Romanek hopped a red-eye to Nashville on a Wednesday night and spent the next day scouting locations in Cash's house and at the museum, quickly putting the concept together in his head. Though he's known for such elaborate videos as Michael and Janet Jackson's "Scream," Romanek thought the "Hurt" video should be firmly focused on the 70-year-old man in black, with no gimmicks and no trick shots.
"His music has always been extremely candid," Romanek said. "That's what I wanted to draw from. I didn't want to make a phony video. I wanted to tell the truth but not be insensitive, because Johnny is not in the peak of health right now."
The one consolation to the warts-and-all approach was the metaphorically arresting footage of the House of Cash museum, which appears to have fallen into decrepitude. Though the imagery makes for high drama when run alongside snapshots of Cash, Romanek admitted that the museum was more a victim of a flood rather than neglect.
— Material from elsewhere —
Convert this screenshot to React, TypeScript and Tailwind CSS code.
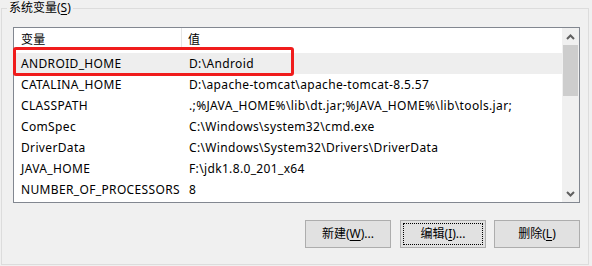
const rows: [string, string][] = [
  ['ANDROID_HOME', 'D:\\Android'],
  ['CATALINA_HOME', 'D:\\apache-tomcat\\apache-tomcat-8.5.57'],
  ['CLASSPATH', '.;%JAVA_HOME%\\lib\\dt.jar;%JAVA_HOME%\\lib\\tools.jar;'],
  ['ComSpec', 'C:\\Windows\\system32\\cmd.exe'],
  ['DriverData', 'C:\\Windows\\System32\\Drivers\\DriverData'],
  ['JAVA_HOME', 'F:\\jdk1.8.0_201_x64'],
  ['NUMBER_OF_PROCESSORS', '8'],
];

const font = { fontFamily: '"Noto Sans", "Noto Sans CJK SC", sans-serif' };

const Arrow = ({ down }: { down?: boolean }) => (
  <svg width="9" height="6" viewBox="0 0 9 6" className={down ? 'rotate-180' : ''}>
    <path d="M1 5 L4.5 1.5 L8 5" fill="none" stroke="#606060" strokeWidth="2" />
  </svg>
);

const Btn = ({ children, focused }: { children: React.ReactNode; focused?: boolean }) => (
  <button className="relative flex h-[28px] w-[86px] items-center justify-center border border-[#adadad] bg-[#e1e1e1] text-[12px] text-black">
    {focused && <span className="absolute inset-[2px] border border-dotted border-black" />}
    <span className="relative">{children}</span>
  </button>
);

export default function App() {
  return (
    <div className="relative h-[266px] w-[592px] overflow-hidden bg-[#f0f0f0] text-[12px] text-black" style={font}>
      <div className="absolute left-[7px] top-0 z-10 bg-[#f0f0f0] px-[2px] leading-[16px]">
        系统变量(<span className="underline underline-offset-2">S</span>)
      </div>
      <div className="ml-[1px] mt-[8px] flex h-[257px] w-[588px] flex-col border border-[#dcdcdc] pl-[11px] pr-[8px] pt-[18px]">
        <div className="relative flex h-[176px] w-[567px] border border-[#828790] bg-white">
          <div className="flex w-[548px] flex-col overflow-hidden tracking-[0.35px]">
            <div className="flex h-[25px] shrink-0">
              <div className="flex h-[21px] w-[168px] items-center border-r border-[#e5e5e5] pl-[7px] pt-[3px]">变量</div>
              <div className="flex h-[21px] items-center pl-[6px] pt-[3px]">值</div>
            </div>
            {rows.map(([k, v], i) => (
              <div key={k} className={`flex h-[21px] shrink-0 items-center ${i === 0 ? 'bg-[#eeeeee]' : ''}`}>
                <div className="w-[169px] pl-[7px] whitespace-nowrap">{k}</div>
                <div className="pl-[6px] whitespace-nowrap">{v}</div>
              </div>
            ))}
          </div>
          <div className="flex w-[17px] flex-col bg-[#f0f0f0]">
            <div className="flex h-[17px] items-center justify-center"><Arrow /></div>
            <div className="mx-[1px] h-[51px] bg-[#cdcdcd]" />
            <div className="flex-1" />
            <div className="flex h-[17px] items-center justify-center"><Arrow down /></div>
          </div>
          <div className="absolute left-[-1px] top-[19px] h-[29px] w-[281px] rounded-[3px] border-[3px] border-[#f01c1c]" />
        </div>
        <div className="mt-[17px] flex justify-end">
          <Btn>新建(<span className="underline underline-offset-2">W</span>)...</Btn>
          <div className="w-[9px]" />
          <Btn focused>编辑(<span className="underline underline-offset-2">I</span>)...</Btn>
          <div className="w-[8px]" />
          <Btn>删除(<span className="underline underline-offset-2">L</span>)</Btn>
        </div>
      </div>
    </div>
  );
}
The rest of the video is a haunting portrait of a clearly fragile Cash juxtaposed with archival glimpses of a hale and hearty hell-raiser hopping trains, visiting his abandoned childhood home and taking walks with his family. The intercut footage came from several boxes pulled from Cash's private collection and lent to Romanek, who spent weeks combing through hundreds of hours of tape. "I've gotten letter after letter from people saying that the video made them weep and they can't stop watching it," Romanek said. As further proof of its success, the perennially cool but commercially hard-to-pigeonhole Cash is suddenly in rotation on MTV2 and VH1 and the song has crept onto the playlist of Los Angeles alternative rock tastemaker station KROQ-FM.
"I'm most proud of the fact that it's causing this visceral, emotional reaction," Romanek said. "That's the whole reason to make any sort of film. You don't often have the opportunity to do that with a music video because that's not usually what you're being asked to accomplish."